A Country of Troubled Orphan Warehouses
TOMILINO, Russia — Americans adopted 5-year-old Alisa Magomedova, a very bright and very angry little girl. At her orphanage outside Moscow, workers are happy for Alisa. Some shake their heads.
“I can only admire American parents who adopt Russian children,” says Tamara Plotkina, chief pediatrician at the Tomilino Orphanage. “But I think sometimes they are naive. These children’s problems are insurmountable.”
About 230,000 children are housed in the state orphanage system. Many--some observers say most--are physically and mentally stunted, their growth arrested by previous abuse, neglect and malnutrition.
At Tomilino, another 5-year-old recently arrived infected with syphilis. A preschooler came covered with cigarette burns. Out of 30 children, 29 had alcoholic parents.
Russian orphanages clean up such children and feed them. “But that’s not enough to erase the damage,” says Antonina Salob, deputy director at Tomilino.
In 1999, the latest year for which figures are available, foreigners adopted 6,200 Russian children, including more than 4,348 who went to U.S. homes, officials said.
Russians themselves adopted 7,000 children. Many families cannot afford to take in extra children, says Vladimir Borovik, head of the department for orphanages at the Education Ministry.

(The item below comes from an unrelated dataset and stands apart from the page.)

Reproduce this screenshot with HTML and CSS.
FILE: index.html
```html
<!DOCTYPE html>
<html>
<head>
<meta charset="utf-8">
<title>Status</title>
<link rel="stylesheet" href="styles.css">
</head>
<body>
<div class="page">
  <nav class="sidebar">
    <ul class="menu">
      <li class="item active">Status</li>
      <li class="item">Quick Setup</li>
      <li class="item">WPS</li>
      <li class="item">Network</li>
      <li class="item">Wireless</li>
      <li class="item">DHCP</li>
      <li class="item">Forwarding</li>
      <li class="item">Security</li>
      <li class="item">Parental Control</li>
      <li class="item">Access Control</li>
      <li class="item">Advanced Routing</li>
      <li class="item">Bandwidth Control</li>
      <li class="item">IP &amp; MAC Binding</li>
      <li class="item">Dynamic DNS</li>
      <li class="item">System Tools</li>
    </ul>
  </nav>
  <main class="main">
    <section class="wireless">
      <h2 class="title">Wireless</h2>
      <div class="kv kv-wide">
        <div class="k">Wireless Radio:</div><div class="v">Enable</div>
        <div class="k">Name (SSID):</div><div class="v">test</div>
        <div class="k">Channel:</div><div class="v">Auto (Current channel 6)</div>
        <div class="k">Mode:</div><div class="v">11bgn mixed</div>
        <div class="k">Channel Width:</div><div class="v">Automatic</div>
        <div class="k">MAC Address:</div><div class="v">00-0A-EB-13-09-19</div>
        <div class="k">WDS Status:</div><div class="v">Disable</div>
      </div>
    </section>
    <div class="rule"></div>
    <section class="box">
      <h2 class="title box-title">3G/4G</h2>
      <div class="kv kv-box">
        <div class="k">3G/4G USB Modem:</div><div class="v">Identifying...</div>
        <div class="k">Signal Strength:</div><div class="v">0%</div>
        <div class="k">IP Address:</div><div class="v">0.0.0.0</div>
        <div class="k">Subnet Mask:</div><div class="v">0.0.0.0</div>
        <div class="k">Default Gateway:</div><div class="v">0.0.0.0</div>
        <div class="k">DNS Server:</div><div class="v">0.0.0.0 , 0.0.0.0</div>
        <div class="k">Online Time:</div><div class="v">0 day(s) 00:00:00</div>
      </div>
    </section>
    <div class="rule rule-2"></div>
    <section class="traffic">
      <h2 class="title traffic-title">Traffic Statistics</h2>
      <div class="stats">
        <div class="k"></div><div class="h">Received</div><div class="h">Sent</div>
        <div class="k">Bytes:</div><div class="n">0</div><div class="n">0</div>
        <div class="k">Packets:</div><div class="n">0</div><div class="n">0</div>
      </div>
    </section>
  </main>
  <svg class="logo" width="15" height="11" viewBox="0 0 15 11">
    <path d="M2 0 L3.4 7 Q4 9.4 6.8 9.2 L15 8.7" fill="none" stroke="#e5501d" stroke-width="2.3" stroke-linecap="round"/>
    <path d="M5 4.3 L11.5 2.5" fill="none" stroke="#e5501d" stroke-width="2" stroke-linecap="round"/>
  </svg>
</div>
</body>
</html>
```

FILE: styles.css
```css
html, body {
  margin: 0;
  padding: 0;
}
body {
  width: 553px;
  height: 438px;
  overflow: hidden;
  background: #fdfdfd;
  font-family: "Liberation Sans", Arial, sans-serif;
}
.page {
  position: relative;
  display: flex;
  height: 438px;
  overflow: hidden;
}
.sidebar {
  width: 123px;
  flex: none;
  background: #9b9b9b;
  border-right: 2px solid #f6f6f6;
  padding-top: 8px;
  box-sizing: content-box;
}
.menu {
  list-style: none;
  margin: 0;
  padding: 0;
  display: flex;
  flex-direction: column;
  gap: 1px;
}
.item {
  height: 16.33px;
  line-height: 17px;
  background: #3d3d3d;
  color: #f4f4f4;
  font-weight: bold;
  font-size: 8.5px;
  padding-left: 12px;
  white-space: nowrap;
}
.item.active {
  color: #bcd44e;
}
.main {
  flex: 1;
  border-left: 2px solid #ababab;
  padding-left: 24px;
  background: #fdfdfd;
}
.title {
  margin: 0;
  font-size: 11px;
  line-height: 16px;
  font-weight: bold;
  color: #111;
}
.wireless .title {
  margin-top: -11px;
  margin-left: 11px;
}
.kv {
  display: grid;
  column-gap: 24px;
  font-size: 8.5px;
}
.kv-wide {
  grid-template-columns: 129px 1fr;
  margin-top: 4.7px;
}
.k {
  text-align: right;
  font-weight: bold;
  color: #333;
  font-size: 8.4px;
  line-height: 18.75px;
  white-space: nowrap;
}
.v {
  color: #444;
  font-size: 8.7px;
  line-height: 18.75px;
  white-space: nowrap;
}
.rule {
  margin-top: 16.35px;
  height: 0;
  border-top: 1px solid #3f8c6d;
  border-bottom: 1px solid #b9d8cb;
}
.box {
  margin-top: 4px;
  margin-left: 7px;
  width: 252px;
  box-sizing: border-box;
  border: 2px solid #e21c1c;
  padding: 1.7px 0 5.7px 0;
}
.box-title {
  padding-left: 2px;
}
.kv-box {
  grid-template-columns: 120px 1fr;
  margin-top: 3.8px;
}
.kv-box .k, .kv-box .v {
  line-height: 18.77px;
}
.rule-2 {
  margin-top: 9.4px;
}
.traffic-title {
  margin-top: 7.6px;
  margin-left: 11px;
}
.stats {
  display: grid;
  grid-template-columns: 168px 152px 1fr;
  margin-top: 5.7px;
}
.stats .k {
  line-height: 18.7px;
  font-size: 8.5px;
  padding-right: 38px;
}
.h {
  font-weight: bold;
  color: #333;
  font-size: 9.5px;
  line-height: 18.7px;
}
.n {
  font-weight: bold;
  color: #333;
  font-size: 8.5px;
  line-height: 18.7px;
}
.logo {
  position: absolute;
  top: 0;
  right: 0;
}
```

Russia is trying to reform its adoption system, to rid it of corruption and alleged bribery and baby-selling by independent adoption agents. Most people welcome the stricter regulations, despite the delays and complications they mean for foreign adoptions.
Even though the new rules will improve Russian adoption procedures, they do nothing to improve conditions in the country’s underfunded, understaffed orphanages.

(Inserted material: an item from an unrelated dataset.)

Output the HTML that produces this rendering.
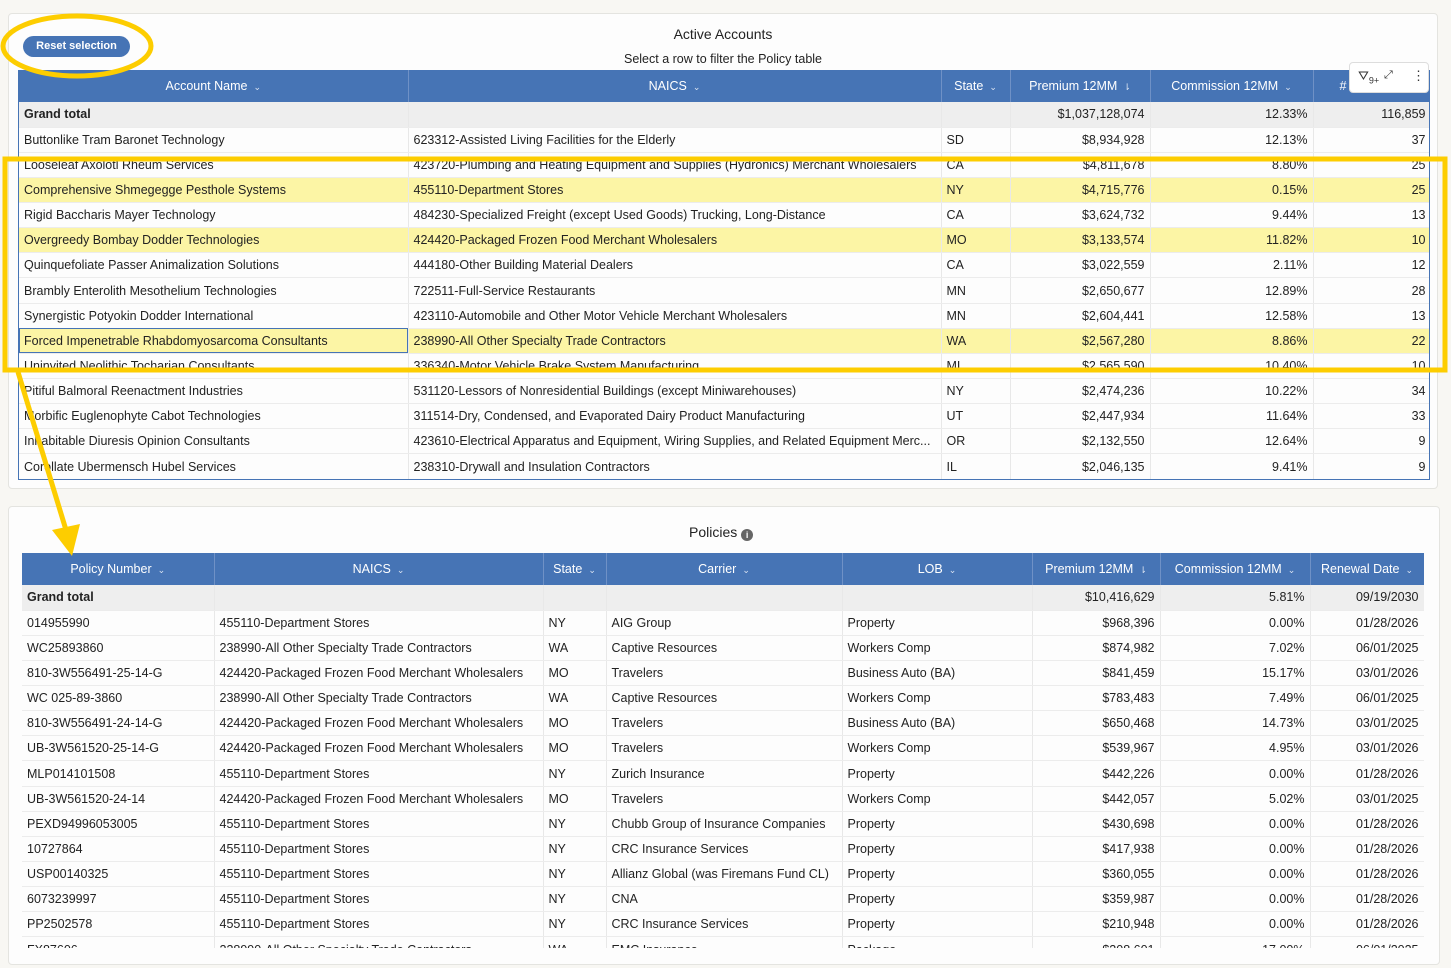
<!DOCTYPE html>
<html><head><meta charset="utf-8"><style>
*{box-sizing:border-box;margin:0;padding:0}
body{width:1451px;height:968px;background:#f8f7f3;font-family:"Liberation Sans",sans-serif;font-size:12.5px;color:#222;position:relative;overflow:hidden}
.card{position:absolute;background:#fdfdfd;border:1px solid #e4e4e0;border-radius:4px}
table{border-collapse:collapse;table-layout:fixed;position:absolute}
td{height:25.15px;padding:0 5px;white-space:nowrap;overflow:hidden;border-bottom:1px solid #ececec;border-right:1px solid #e8e8e8;line-height:24px}
th{height:32px;background:#4674b5;color:#fff;font-weight:normal;font-size:12.5px;border-right:1px solid #6f91c6;white-space:nowrap;overflow:hidden}
th .c{font-size:9px;color:#dde5f2;margin-left:6px}
.r{text-align:right}
tr.g td{background:#eeeeee;font-weight:bold}
tr.g td:not(:first-child){font-weight:normal}
tr.h td{background:#fcf5a5}
.wrap{position:absolute;overflow:hidden}
</style></head><body>
<div class="card" style="left:8px;top:13px;width:1430px;height:476px"></div>
<div style="position:absolute;left:23px;top:36px;width:107px;height:21px;background:#4674b5;border-radius:11px;color:#fff;font-size:11px;font-weight:bold;text-align:center;line-height:21px">Reset selection</div>
<div style="position:absolute;left:0;top:26px;width:1446px;text-align:center;font-size:14px;color:#222">Active Accounts</div>
<div style="position:absolute;left:0;top:52px;width:1446px;text-align:center;font-size:12.5px;color:#222">Select a row to filter the Policy table</div>
<div class="wrap" style="left:18px;top:70px;width:1412px;height:410px;border:1px solid #4674b5;border-top:none">
<table style="left:0;top:0;width:1412px">
<colgroup><col style="width:389px"><col style="width:533px"><col style="width:69px"><col style="width:140px"><col style="width:163px"><col style="width:118px"></colgroup>
<tr><th>Account Name<span class="c">⌄</span></th><th>NAICS<span class="c">⌄</span></th><th>State<span class="c">⌄</span></th><th>Premium 12MM<span class="c">⇂</span></th><th>Commission 12MM<span class="c">⌄</span></th><th style="text-align:left;padding-left:26px"># o</th></tr>
<tr class="g"><td>Grand total</td><td></td><td></td><td class="r">$1,037,128,074</td><td class="r">12.33%</td><td class="r">116,859</td></tr>
<tr><td>Buttonlike Tram Baronet Technology</td><td>623312-Assisted Living Facilities for the Elderly</td><td>SD</td><td class="r">$8,934,928</td><td class="r">12.13%</td><td class="r">37</td></tr>
<tr><td>Looseleaf Axolotl Rheum Services</td><td>423720-Plumbing and Heating Equipment and Supplies (Hydronics) Merchant Wholesalers</td><td>CA</td><td class="r">$4,811,678</td><td class="r">8.80%</td><td class="r">25</td></tr>
<tr class="h"><td>Comprehensive Shmegegge Pesthole Systems</td><td>455110-Department Stores</td><td>NY</td><td class="r">$4,715,776</td><td class="r">0.15%</td><td class="r">25</td></tr>
<tr><td>Rigid Baccharis Mayer Technology</td><td>484230-Specialized Freight (except Used Goods) Trucking, Long-Distance</td><td>CA</td><td class="r">$3,624,732</td><td class="r">9.44%</td><td class="r">13</td></tr>
<tr class="h"><td>Overgreedy Bombay Dodder Technologies</td><td>424420-Packaged Frozen Food Merchant Wholesalers</td><td>MO</td><td class="r">$3,133,574</td><td class="r">11.82%</td><td class="r">10</td></tr>
<tr><td>Quinquefoliate Passer Animalization Solutions</td><td>444180-Other Building Material Dealers</td><td>CA</td><td class="r">$3,022,559</td><td class="r">2.11%</td><td class="r">12</td></tr>
<tr><td>Brambly Enterolith Mesothelium Technologies</td><td>722511-Full-Service Restaurants</td><td>MN</td><td class="r">$2,650,677</td><td class="r">12.89%</td><td class="r">28</td></tr>
<tr><td>Synergistic Potyokin Dodder International</td><td>423110-Automobile and Other Motor Vehicle Merchant Wholesalers</td><td>MN</td><td class="r">$2,604,441</td><td class="r">12.58%</td><td class="r">13</td></tr>
<tr class="h"><td style="outline:1px solid #4674b5;outline-offset:-1px">Forced Impenetrable Rhabdomyosarcoma Consultants</td><td>238990-All Other Specialty Trade Contractors</td><td>WA</td><td class="r">$2,567,280</td><td class="r">8.86%</td><td class="r">22</td></tr>
<tr><td>Uninvited Neolithic Tocharian Consultants</td><td>336340-Motor Vehicle Brake System Manufacturing</td><td>MI</td><td class="r">$2,565,590</td><td class="r">10.40%</td><td class="r">10</td></tr>
<tr><td>Pitiful Balmoral Reenactment Industries</td><td>531120-Lessors of Nonresidential Buildings (except Miniwarehouses)</td><td>NY</td><td class="r">$2,474,236</td><td class="r">10.22%</td><td class="r">34</td></tr>
<tr><td>Morbific Euglenophyte Cabot Technologies</td><td>311514-Dry, Condensed, and Evaporated Dairy Product Manufacturing</td><td>UT</td><td class="r">$2,447,934</td><td class="r">11.64%</td><td class="r">33</td></tr>
<tr><td>Inhabitable Diuresis Opinion Consultants</td><td>423610-Electrical Apparatus and Equipment, Wiring Supplies, and Related Equipment Merc...</td><td>OR</td><td class="r">$2,132,550</td><td class="r">12.64%</td><td class="r">9</td></tr>
<tr><td>Corollate Ubermensch Hubel Services</td><td>238310-Drywall and Insulation Contractors</td><td>IL</td><td class="r">$2,046,135</td><td class="r">9.41%</td><td class="r">9</td></tr>
</table></div>
<div style="position:absolute;left:1349px;top:62px;width:80px;height:31px;background:#fff;border:1px solid #ddd;border-radius:4px;font-size:13px;color:#333">
<span style="position:absolute;left:8px;top:5px">⛛<sub style="font-size:9px">9+</sub></span><span style="position:absolute;left:34px;top:6px;font-size:11px">⤢</span><span style="position:absolute;left:62px;top:5px">⋮</span></div>

<div class="card" style="left:8px;top:506px;width:1432px;height:459px"></div>
<div style="position:absolute;left:689px;top:524px;font-size:14px">Policies <span style="display:inline-block;width:12px;height:12px;border-radius:6px;background:#666;color:#fff;font-size:9px;text-align:center;line-height:12px;font-weight:bold;vertical-align:-1px">i</span></div>
<div class="wrap" style="left:22px;top:553px;width:1402px;height:395px">
<table style="left:0;top:0;width:1402px">
<colgroup><col style="width:192px"><col style="width:329px"><col style="width:63px"><col style="width:236px"><col style="width:190px"><col style="width:128px"><col style="width:150px"><col style="width:114px"></colgroup>
<tr><th>Policy Number<span class="c">⌄</span></th><th>NAICS<span class="c">⌄</span></th><th>State<span class="c">⌄</span></th><th>Carrier<span class="c">⌄</span></th><th>LOB<span class="c">⌄</span></th><th>Premium 12MM<span class="c">⇂</span></th><th>Commission 12MM<span class="c">⌄</span></th><th>Renewal Date<span class="c">⌄</span></th></tr>
<tr class="g"><td>Grand total</td><td></td><td></td><td></td><td></td><td class="r">$10,416,629</td><td class="r">5.81%</td><td class="r">09/19/2030</td></tr>
<tr><td>014955990</td><td>455110-Department Stores</td><td>NY</td><td>AIG Group</td><td>Property</td><td class="r">$968,396</td><td class="r">0.00%</td><td class="r">01/28/2026</td></tr>
<tr><td>WC25893860</td><td>238990-All Other Specialty Trade Contractors</td><td>WA</td><td>Captive Resources</td><td>Workers Comp</td><td class="r">$874,982</td><td class="r">7.02%</td><td class="r">06/01/2025</td></tr>
<tr><td>810-3W556491-25-14-G</td><td>424420-Packaged Frozen Food Merchant Wholesalers</td><td>MO</td><td>Travelers</td><td>Business Auto (BA)</td><td class="r">$841,459</td><td class="r">15.17%</td><td class="r">03/01/2026</td></tr>
<tr><td>WC 025-89-3860</td><td>238990-All Other Specialty Trade Contractors</td><td>WA</td><td>Captive Resources</td><td>Workers Comp</td><td class="r">$783,483</td><td class="r">7.49%</td><td class="r">06/01/2025</td></tr>
<tr><td>810-3W556491-24-14-G</td><td>424420-Packaged Frozen Food Merchant Wholesalers</td><td>MO</td><td>Travelers</td><td>Business Auto (BA)</td><td class="r">$650,468</td><td class="r">14.73%</td><td class="r">03/01/2025</td></tr>
<tr><td>UB-3W561520-25-14-G</td><td>424420-Packaged Frozen Food Merchant Wholesalers</td><td>MO</td><td>Travelers</td><td>Workers Comp</td><td class="r">$539,967</td><td class="r">4.95%</td><td class="r">03/01/2026</td></tr>
<tr><td>MLP014101508</td><td>455110-Department Stores</td><td>NY</td><td>Zurich Insurance</td><td>Property</td><td class="r">$442,226</td><td class="r">0.00%</td><td class="r">01/28/2026</td></tr>
<tr><td>UB-3W561520-24-14</td><td>424420-Packaged Frozen Food Merchant Wholesalers</td><td>MO</td><td>Travelers</td><td>Workers Comp</td><td class="r">$442,057</td><td class="r">5.02%</td><td class="r">03/01/2025</td></tr>
<tr><td>PEXD94996053005</td><td>455110-Department Stores</td><td>NY</td><td>Chubb Group of Insurance Companies</td><td>Property</td><td class="r">$430,698</td><td class="r">0.00%</td><td class="r">01/28/2026</td></tr>
<tr><td>10727864</td><td>455110-Department Stores</td><td>NY</td><td>CRC Insurance Services</td><td>Property</td><td class="r">$417,938</td><td class="r">0.00%</td><td class="r">01/28/2026</td></tr>
<tr><td>USP00140325</td><td>455110-Department Stores</td><td>NY</td><td>Allianz Global (was Firemans Fund CL)</td><td>Property</td><td class="r">$360,055</td><td class="r">0.00%</td><td class="r">01/28/2026</td></tr>
<tr><td>6073239997</td><td>455110-Department Stores</td><td>NY</td><td>CNA</td><td>Property</td><td class="r">$359,987</td><td class="r">0.00%</td><td class="r">01/28/2026</td></tr>
<tr><td>PP2502578</td><td>455110-Department Stores</td><td>NY</td><td>CRC Insurance Services</td><td>Property</td><td class="r">$210,948</td><td class="r">0.00%</td><td class="r">01/28/2026</td></tr>
<tr><td>FX87606</td><td>238990-All Other Specialty Trade Contractors</td><td>WA</td><td>EMC Insurance</td><td>Package</td><td class="r">$208,601</td><td class="r">17.00%</td><td class="r">06/01/2025</td></tr>
</table></div>

<svg style="position:absolute;left:0;top:0" width="1451" height="968">
<g fill="none" stroke="#fdcd00" stroke-width="5">
<ellipse cx="77" cy="46" rx="74" ry="30"/>
<rect x="5" y="159" width="1440" height="211"/>
<line x1="18" y1="372" x2="66" y2="530"/>
</g>
<polygon points="52,530 80,524 72,556" fill="#fdcd00"/>
</svg>
</body></html>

Tomilino workers say they are dedicated, but tired. They deny accusations from some angry adoptive parents that orphans are abused and neglected. They are simply stretched too thin, caregivers say.
Vera Panosh has been in and out of orphanages and shelters for most of her 15 years. Beneath a shock of black hair are piercing brown eyes. Tomilino, she says, is better than most institutions: “Here they let you bathe alone.”
In most places, children wash in groups. But even at Tomilino, hot water is a luxury.
So is red meat. And fresh vegetables. Porridge and stringy chicken are standard fare. The orphanage cannot afford a full-time cook.
Common areas smell of disinfectant. Immune systems are weak, and bedrooms are shared by up to 12 children. Sheets are often torn and blankets too thin.
Many children are wan and listless. Others fidget, quickly becoming bored with broken toys piled in a chilly corner. Most are smaller and thinner than other children their age.
At Tomilino, one adult oversees about 10 children and earns $24 a month. The official average wage is $90 per month.
“If she were to change them every time they urinate, she would be changing a child 360 times a day,” says Galina Krasnitskaya, a pediatric expert at the Institute for Russian Childhood. “That would be lifting 12 tons per shift. So of course they lift the children less, change them less, and the children get less emotional warmth.”
Alisa, though bright and more energetic than most at Tomilino, has an unpredictable temper, Salob says. Sometimes when playing peacefully with other children, she would suddenly lash out, yelling and scratching at people who came near. Then she sulked.
Workers attributed the girl’s volatility to living through war--her parents were killed in Chechnya.
Her new American parents were told everything the orphanage knew about Alisa, which wasn’t much, Salob says. The girl was left at Tomilino by a relative who gave little family history.
Alisa departed with her new parents in early December. Orphanage officials said Russian laws prohibit releasing any information about her American family.